ZipAR: Accelerating Autoregressive Image Generation through Spatial Locality
Yefei He, Feng Chen, Yuanyu He, Shaoxuan He, Hong Zhou, Kaipeng Zhang, Bohan Zhuang
2024-12-06
Summary
This paper talks about ZipAR, a new method that speeds up the process of generating images using a technique called auto-regressive visual generation, allowing for faster and more efficient image creation.
What's the problem?
Generating images with existing auto-regressive models can be slow because they typically create one part of the image at a time, which requires many steps.
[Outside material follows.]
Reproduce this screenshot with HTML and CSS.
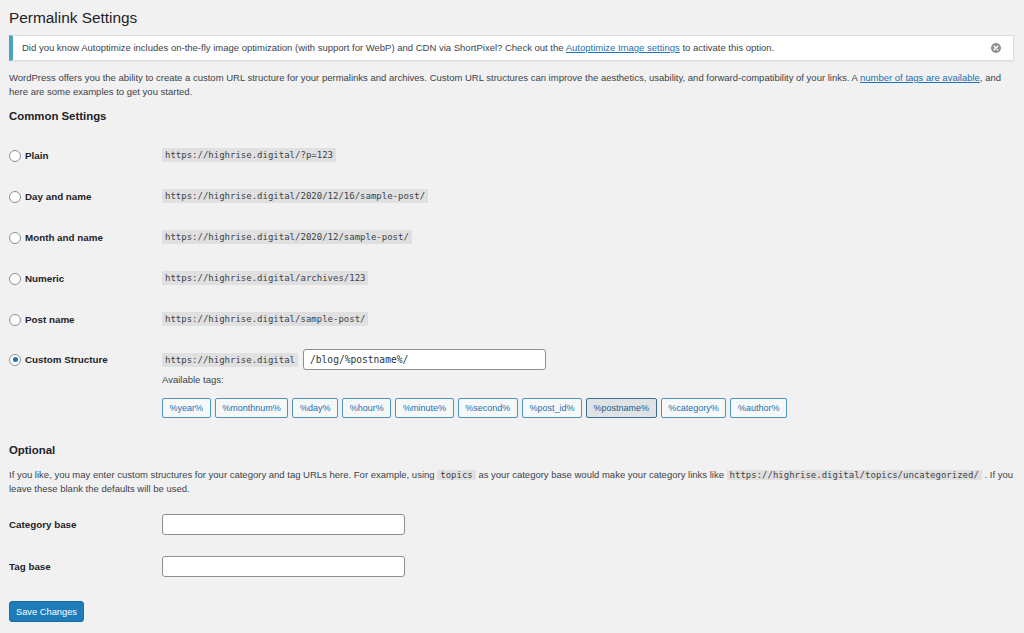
FILE: index.html
```html
<!DOCTYPE html>
<html lang="en">
<head>
<meta charset="utf-8">
<title>Permalink Settings</title>
<link rel="stylesheet" href="styles.css">
</head>
<body>
<div class="wrap">
  <h1 class="title">Permalink Settings</h1>
  <div class="notice">
    <p>Did you know Autoptimize includes on-the-fly image optimization (with support for WebP) and CDN via ShortPixel? Check out the <a href="#">Autoptimize Image settings</a> to activate this option.</p>
    <span class="dismiss"><svg width="10" height="10" viewBox="0 0 10 10"><circle cx="5" cy="5" r="5" fill="#8c8f94"/><path d="M3.2 3.2 L6.8 6.8 M6.8 3.2 L3.2 6.8" stroke="#fff" stroke-width="1.4" stroke-linecap="round"/></svg></span>
  </div>
  <p class="intro">WordPress offers you the ability to create a custom URL structure for your permalinks and archives. Custom URL structures can improve the aesthetics, usability, and forward-compatibility of your links. A <a href="#">number of tags are available</a>, and here are some examples to get you started.</p>
  <h2 class="section">Common Settings</h2>
  <div class="form">
    <div class="row">
      <label class="lbl"><span class="radio"></span>Plain</label>
      <div class="val"><code>https://highrise.digital/?p=123</code></div>
    </div>
    <div class="row">
      <label class="lbl"><span class="radio"></span>Day and name</label>
      <div class="val"><code>https://highrise.digital/2020/12/16/sample-post/</code></div>
    </div>
    <div class="row">
      <label class="lbl"><span class="radio"></span>Month and name</label>
      <div class="val"><code>https://highrise.digital/2020/12/sample-post/</code></div>
    </div>
    <div class="row">
      <label class="lbl"><span class="radio"></span>Numeric</label>
      <div class="val"><code>https://highrise.digital/archives/123</code></div>
    </div>
    <div class="row">
      <label class="lbl"><span class="radio"></span>Post name</label>
      <div class="val"><code>https://highrise.digital/sample-post/</code></div>
    </div>
    <div class="row custom">
      <label class="lbl"><span class="radio checked"></span>Custom Structure</label>
      <div class="val">
        <div class="structure"><code>https://highrise.digital</code><span class="input wide mono">/blog/%postname%/</span></div>
        <div class="avail">Available tags:</div>
        <div class="tags">
          <span class="tag">%year%</span>
          <span class="tag">%monthnum%</span>
          <span class="tag">%day%</span>
          <span class="tag">%hour%</span>
          <span class="tag">%minute%</span>
          <span class="tag">%second%</span>
          <span class="tag">%post_id%</span>
          <span class="tag active">%postname%</span>
          <span class="tag">%category%</span>
          <span class="tag">%author%</span>
        </div>
      </div>
    </div>
  </div>
  <h2 class="section optional">Optional</h2>
  <p class="intro opt">If you like, you may enter custom structures for your category and tag URLs here. For example, using <code>topics</code> as your category base would make your category links like <code>https://highrise.digital/topics/uncategorized/</code> . If you leave these blank the defaults will be used.</p>
  <div class="form opt-form">
    <div class="row2">
      <label class="lbl plain">Category base</label>
      <span class="input"></span>
    </div>
    <div class="row2">
      <label class="lbl plain">Tag base</label>
      <span class="input"></span>
    </div>
  </div>
  <button class="save">Save Changes</button>
</div>
</body>
</html>
```
FILE: styles.css
```css
html, body {
  margin: 0;
  padding: 0;
  background: #f1f1f1;
}
body {
  font-family: "Liberation Sans", Arial, sans-serif;
  font-size: 9.5px;
  color: #3c434a;
}
.wrap {
  padding: 0 10px 0 9px;
}
a {
  color: #2271b1;
}
.title {
  margin: 8px 0 0;
  font-size: 15.4px;
  line-height: 20px;
  font-weight: 400;
  color: #1d2327;
}
.notice {
  margin-top: 7px;
  height: 26px;
  box-sizing: border-box;
  background: #fff;
  border: 1px solid #dcdcde;
  border-left: 4px solid #4ba3c0;
  display: flex;
  align-items: center;
  justify-content: space-between;
  padding: 0 12px 0 9px;
  box-shadow: 0 1px 1px rgba(0,0,0,.04);
}
.notice p {
  margin: 0;
  line-height: 14px;
}
.dismiss {
  display: flex;
}
.intro {
  margin: 10px 0 0;
  line-height: 14px;
}
.section {
  margin: 10px 0 0;
  font-size: 11.4px;
  line-height: 14px;
  font-weight: 700;
  color: #1d2327;
}
.form {
  margin-top: 12px;
}
.row {
  display: grid;
  grid-template-columns: 153px 1fr;
  padding: 13px 0;
  line-height: 15px;
}
.row.custom {
  padding: 9px 0 0;
}
.row.custom .lbl {
  height: 21px;
}
.lbl {
  display: flex;
  align-items: center;
  font-size: 9.8px;
  font-weight: 700;
  color: #1d2327;
}
.radio {
  width: 12px;
  height: 12px;
  box-sizing: border-box;
  border: 1px solid #8c8f94;
  border-radius: 50%;
  background: #fff;
  margin-right: 4px;
  display: flex;
  align-items: center;
  justify-content: center;
}
.radio.checked::after {
  content: "";
  width: 5px;
  height: 5px;
  border-radius: 50%;
  background: #2271b1;
}
.val {
  display: flex;
  flex-direction: column;
  align-items: flex-start;
}
code {
  font-family: "DejaVu Sans Mono", monospace;
  font-size: 9px;
  line-height: 14px;
  padding: 0 3px;
  background: rgba(0,0,0,.07);
  color: #3c434a;
}
.structure {
  display: flex;
  align-items: center;
  gap: 5px;
}
.input {
  display: flex;
  align-items: center;
  width: 243px;
  height: 21px;
  box-sizing: border-box;
  background: #fff;
  border: 1px solid #8c8f94;
  border-radius: 3px;
  padding: 0 6px;
  color: #2c3338;
}
.input.wide {
  width: 243px;
}
.mono {
  font-family: "DejaVu Sans Mono", monospace;
  font-size: 9.6px;
}
.avail {
  margin-top: 3px;
  line-height: 14px;
}
.tags {
  margin-top: 11px;
  display: flex;
  gap: 4px;
}
.tag {
  height: 20px;
  box-sizing: border-box;
  display: flex;
  align-items: center;
  padding: 0 6.6px;
  border: 1px solid #4f94bf;
  border-radius: 2px;
  background: #f6f7f7;
  color: #2271b1;
  font-size: 9px;
}
.tag.active {
  background: #dfe3e6;
  border-color: #3d6f8e;
  color: #135e96;
}
.section.optional {
  margin-top: 25px;
}
.intro.opt {
  margin-top: 11px;
}
.opt-form {
  margin-top: 18px;
  display: flex;
  flex-direction: column;
  gap: 21px;
}
.row2 {
  display: grid;
  grid-template-columns: 153px 243px;
  align-items: center;
}
.row2 .lbl {
  height: 21px;
}
.save {
  margin-top: 24px;
  height: 21px;
  padding: 0 6px;
  background: #1e7cba;
  border: 1px solid #1a6ea6;
  border-radius: 3px;
  color: #fff;
  font-family: "Liberation Sans", Arial, sans-serif;
  font-size: 9.3px;
  cursor: pointer;
}
```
This method can be inefficient, especially since parts of an image that are far apart don't affect each other much.
What's the solution?
The authors introduced ZipAR, which allows the model to generate multiple parts of an image at the same time by recognizing that nearby areas in an image are more related than distant ones. This is done by decoding adjacent visual tokens in parallel, which significantly reduces the number of steps needed to create an image. As a result, ZipAR can cut down the number of required model passes by up to 91% without needing any extra training.
Why it matters?
This research is important because it makes image generation much faster and more efficient. By improving how quickly and effectively images can be created, ZipAR could enhance applications in fields like animation, video games, and graphic design, allowing creators to produce high-quality visuals more rapidly.
Abstract
In this paper, we propose ZipAR, a training-free, plug-and-play parallel decoding framework for accelerating auto-regressive (AR) visual generation. The motivation stems from the observation that images exhibit local structures, and spatially distant regions tend to have minimal interdependence. Given a partially decoded set of visual tokens, in addition to the original next-token prediction scheme in the row dimension, the tokens corresponding to spatially adjacent regions in the column dimension can be decoded in parallel, enabling the ``next-set prediction'' paradigm. By decoding multiple tokens simultaneously in a single forward pass, the number of forward passes required to generate an image is significantly reduced, resulting in a substantial improvement in generation efficiency. Experiments demonstrate that ZipAR can reduce the number of model forward passes by up to 91% on the Emu3-Gen model without requiring any additional retraining.